A Dungeons & Dragons dobiamo sicuramente una bella fetta dei videogames che giochiamo oggi. Il suo set di regole matematiche era perfetto per essere trasformato in videogioco e alcuni dei primi videogames in assoluto sono stati proprio trasposizioni in digitale del gioco inventato da Gigax e Arneson. Oggi c’è un intero genere (i Gdr, giochi di ruolo) che lavorano sui principî di D&D. Il gioco ha anche contribuito al successo del fantasy come genere letterario, che già in quegli anni stava esplodendo grazie a Il signore degli Anelli. Il giornalista di Time Magazine James Poniewozik si spinge persino a paragonare la narratività non-lineare di Dungeons & Dragons con la non-linearità di internet. Non citandolo come antenato, ovviamente, ma come qualcosa che ne condivide lo spirito e l’approccio.
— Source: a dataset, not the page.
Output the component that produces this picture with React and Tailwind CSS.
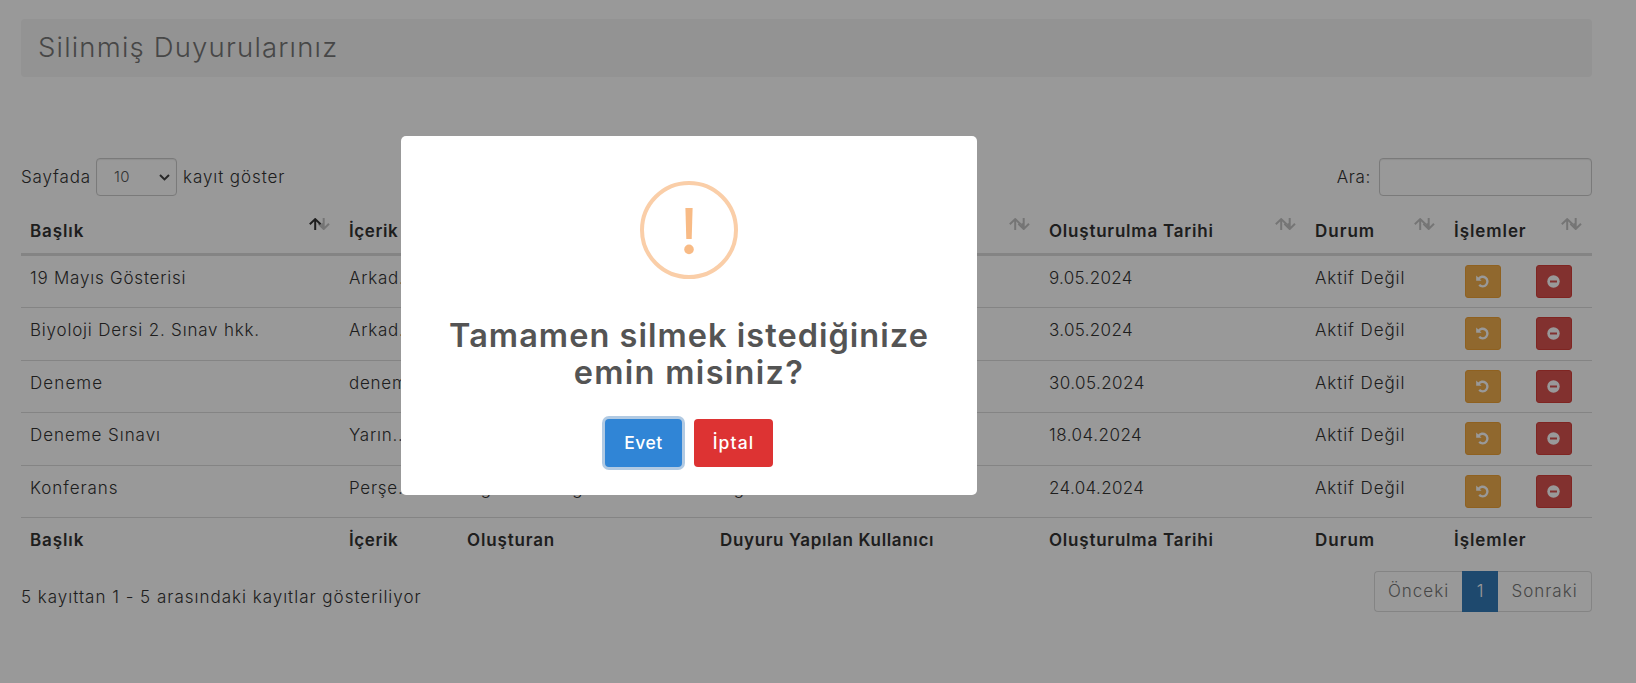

Ma le parole più giuste sull’influenza di Dungeons & Dragons le dice un insospettabile: nella postfazione al libro 30 Years of Adventure: A Celebration of Dungeons & Dragons si scopre che Vin Diesel, muscolosissimo protagonista della saga Fast & Furious, era ed è un giocatore di Dungeons & Dragons. Parlando delle partite con i suoi amici, Vin Diesel scrive che per loro il gioco era più di un gioco, era «uno spazio libero per l’immaginazione e un’opportunità per esplorare le nostre identità».

Se vi interessa sapere qualcosa di più su D&D o sui giochi di ruolo: comprate un set di regole (o usate la versione gratuita Pathfinder), radunate tre o quattro amici e provate. Il miglior modo per scoprire cosa è D&D, alla fine, è mettere da parte i preconcetti e semplicemente giocare.

* Non esiste un giorno preciso per la pubblicazione di Dungeons & Dragons. Era il 1974 e i giochi arrivavano sugli scaffali dei negozi quando ci arrivavano, non esisteva come oggi una data di pubblicazione. E il discorso è ancora più vero nel caso di D&D, visto che è stato distribuito in molti modi diversi.